Aim:
Identify all lines in the data containing the string "screenshot". Copy them out.
** START OF Supplied material **
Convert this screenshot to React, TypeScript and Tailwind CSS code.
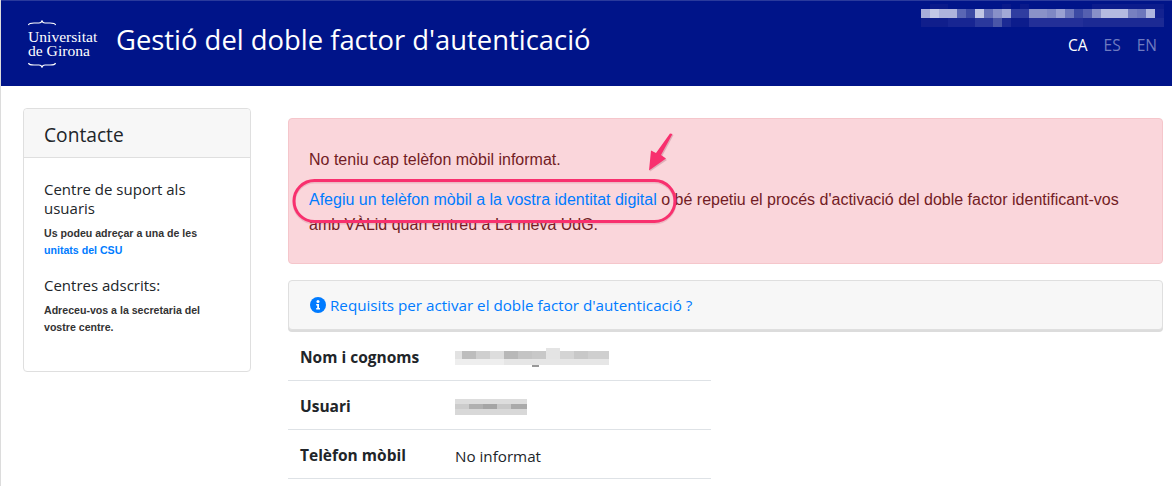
const blurBright = [
  ['#a8aeda', 0, 9], ['#c4c8e6', 9, 9], ['#aeb3dc', 18, 18], ['#5a66b4', 36, 9], ['#3c4aa4', 45, 9],
  ['#c0c5e4', 54, 9], ['#6670b8', 63, 9], ['#8890c8', 72, 9], ['#a2a9d6', 81, 9], ['#2f3da0', 90, 18],
  ['#8a92c8', 108, 18], ['#7f88c4', 126, 9], ['#9aa1d2', 135, 9], ['#6d77bc', 144, 9], ['#3c4aa4', 153, 9],
  ['#5560b0', 162, 9], ['#8890c8', 171, 9], ['#b4bae0', 180, 27], ['#7780c0', 207, 9], ['#6d77bc', 216, 9],
  ['#b0b6de', 225, 9], ['#142290', 234, 9],
] as const

const blurLow = [
  ['#101e8c', 0, 27], ['#172592', 27, 27], ['#2a389c', 54, 18], ['#4a56a8', 72, 9], ['#1c2a94', 81, 9],
  ['#0c1c8c', 90, 18], ['#232f98', 108, 54], ['#1c2a94', 162, 81],
] as const

const blurUpper = [
  ['#0a1a8a', 9, 18], ['#0a1a8a', 81, 9], ['#0a1a8a', 99, 9], ['#0c1c8c', 171, 72],
] as const

const blurName = [
  ['#e2e2e2', 0, 3, 7, 8], ['#bdbdbd', 7, 3, 14, 8], ['#cfcfcf', 21, 3, 14, 8], ['#dddddd', 35, 3, 14, 8],
  ['#b8b8b8', 49, 3, 14, 8], ['#c4c4c4', 63, 3, 14, 8], ['#c8c8c8', 77, 3, 14, 8], ['#e4e4e4', 91, 0, 14, 11],
  ['#d4d4d4', 105, 3, 14, 8], ['#c8c8c8', 119, 3, 14, 8], ['#cfcfcf', 133, 3, 21, 8], ['#eeeeee', 0, 11, 49, 6],
  ['#e6e6e6', 49, 11, 105, 6], ['#999999', 77, 17, 7, 2],
] as const

const blurUser = [
  ['#dddddd', 0, 0, 72, 5], ['#cccccc', 0, 5, 14, 5], ['#b0b0b0', 14, 5, 14, 5], ['#a5a5a5', 28, 5, 14, 5],
  ['#c8c8c8', 42, 5, 14, 5], ['#aaaaaa', 56, 5, 16, 5], ['#d8d8d8', 0, 10, 72, 6],
] as const

function Mosaic({ cells, w, h }: { cells: readonly (readonly [string, number, number, number, number])[]; w: number; h: number }) {
  return (
    <svg width={w} height={h} viewBox={`0 0 ${w} ${h}`} className="block" shapeRendering="crispEdges">
      {cells.map(([fill, x, y, cw, ch], i) => (
        <rect key={i} x={x} y={y} width={cw} height={ch} fill={fill} />
      ))}
    </svg>
  )
}

function Brace({ flip }: { flip?: boolean }) {
  return (
    <svg width="28" height="6" viewBox="0 0 28 6" className={flip ? 'block rotate-180' : 'block'} fill="none" stroke="white" strokeWidth="1.2">
      <path d="M0.5 5C1 3 3 3 6 3H11C12.5 3 13.5 2.4 14 1C14.5 2.4 15.5 3 17 3H22C25 3 27 3 27.5 5" />
    </svg>
  )
}

function Row({ label, children }: { label: string; children: React.ReactNode }) {
  return (
    <div className="flex h-[49px] items-center border-b border-[#dee2e6] pl-[12px] pt-[3px]">
      <span className="w-[155px] text-[15.5px] font-bold text-[#212529]">{label}</span>
      {children}
    </div>
  )
}

export default function App() {
  return (
    <div className="relative h-[486px] w-[1172px] overflow-hidden border-l border-[#dcdcdc] bg-white font-['Open_Sans','Noto_Sans',sans-serif] text-[16px] text-[#212529]">
      {/* Header */}
      <header className="flex h-[86px] items-start justify-between border-t border-[#2a3a9c] bg-[#001489] text-white">
        <div className="flex items-start pt-[19px] pl-[27px]">
          <div className="flex w-[88px] flex-col gap-[4px]">
            <Brace />
            <div className="whitespace-nowrap font-['Liberation_Serif',serif] text-[15.6px] leading-[14px]">
              Universitat<br />de Girona
            </div>
            <Brace flip />
          </div>
          <h1 className="text-[27.4px] leading-[40px]">Gestió del doble factor d'autenticació</h1>
        </div>
        <div className="flex flex-col items-end pr-[8px] pt-[3px]">
          <svg width="243" height="23" viewBox="0 0 243 23" className="block" shapeRendering="crispEdges">
            {blurUpper.map(([fill, x, w], i) => <rect key={i} x={x} y={0} width={w} height={5} fill={fill} />)}
            {blurBright.map(([fill, x, w], i) => <rect key={i} x={x} y={5} width={w} height={9} fill={fill} />)}
            {blurLow.map(([fill, x, w], i) => <rect key={i} x={x} y={14} width={w} height={9} fill={fill} />)}
          </svg>
          <div className="mt-[7px] flex gap-[16px] pr-[7px] text-[15.5px] leading-[22px]">
            <span>CA</span>
            <span className="text-[#6f7bc0]">ES</span>
            <span className="text-[#6f7bc0]">EN</span>
          </div>
        </div>
      </header>

      <div className="flex items-start pt-[22px] pl-[22px]">
        {/* Sidebar */}
        <aside className="h-[264px] w-[228px] shrink-0 rounded-[4px] border border-[#dfdfdf]">
          <div className="h-[49px] rounded-t-[4px] border-b border-[#dfdfdf] bg-[#f7f7f7] pl-[20px] text-[19.2px] leading-[52px]">Contacte</div>
          <div className="pl-[20px] pt-[22px] pr-[20px]">
            <h2 className="text-[15px] leading-[19px]">Centre de suport als usuaris</h2>
            <p className="mt-[7px] font-['Liberation_Sans',sans-serif] text-[10.6px] font-bold leading-[17px] text-[#333333]">
              Us podeu adreçar a una de les <span className="text-[#007bff]">unitats del CSU</span>
            </p>
            <h2 className="mt-[17px] text-[15px] leading-[19px]">Centres adscrits:</h2>
            <p className="mt-[7px] font-['Liberation_Sans',sans-serif] text-[10.6px] font-bold leading-[17px] text-[#333333]">
              Adreceu-vos a la secretaria del vostre centre.
            </p>
          </div>
        </aside>

        {/* Main */}
        <main className="ml-[37px] w-[875px] shrink-0 pt-[10px]">
          <div className="h-[146px] rounded-[4px] border border-[#f5c6cb] bg-[#fad6db] px-[20px] pt-[29px] font-['Liberation_Sans',sans-serif] text-[#721c24]">
            <p className="leading-[24px]">No teniu cap telèfon mòbil informat.</p>
            <p className="mt-[15px] w-[830px] leading-[25px]">
              <span className="text-[#007bff]">Afegiu un telèfon mòbil a la vostra identitat digital</span> o bé repetiu el procés d'activació del doble factor identificant-vos amb VÀLid quan entreu a La meva UdG.
            </p>
          </div>
          <div className="mt-[16px] flex h-[50px] items-center gap-[4px] rounded-[4px] border border-[#dfdfdf] bg-[#f7f7f7] pl-[21px] text-[15.2px] text-[#007bff] shadow-[0_2px_0_#dcdcdc]">
            <svg width="16" height="16" viewBox="0 0 16 16" aria-hidden="true">
              <circle cx="8" cy="8" r="8" fill="#007bff" />
              <circle cx="8" cy="4.4" r="1.5" fill="white" />
              <path d="M6.2 7H9V11H10V12.4H6.2V11H7.2V8.4H6.2Z" fill="white" />
            </svg>
            <span>Requisits per activar el doble factor d'autenticació ?</span>
          </div>
          <div className="mt-[2px] w-[423px]">
            <Row label="Nom i cognoms"><Mosaic cells={blurName} w={154} h={19} /></Row>
            <Row label="Usuari"><Mosaic cells={blurUser} w={72} h={16} /></Row>
            <Row label="Telèfon mòbil"><span className="text-[15.2px] leading-[22px]">No informat</span></Row>
          </div>
        </main>
      </div>

      {/* Annotation drawn on top of the screenshot */}
      <svg className="absolute left-[-1px] top-0" width="1172" height="486" fill="none" aria-hidden="true">
        <rect x="294" y="182" width="381" height="41" rx="20.5" stroke="#b03a5a" strokeOpacity="0.18" strokeWidth="3" />
        <rect x="294" y="180.5" width="381" height="41" rx="20.5" stroke="#f8306e" strokeWidth="3" />
        <path d="M673.5 135L662 156.5L667 160L650 171.5L652 151.5L657 154.5L671 134.5Z" fill="#8a3a50" fillOpacity="0.25" />
        <path d="M672.5 134L661 155L666 158.5L649 170.5L651 150.5L656 153L670 133.5Z" fill="#f8306e" />
      </svg>
    </div>
  )
}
** END OF Supplied material **
Task result:
Convert this screenshot to React, TypeScript and Tailwind CSS code.
      {/* Annotation drawn on top of the screenshot */}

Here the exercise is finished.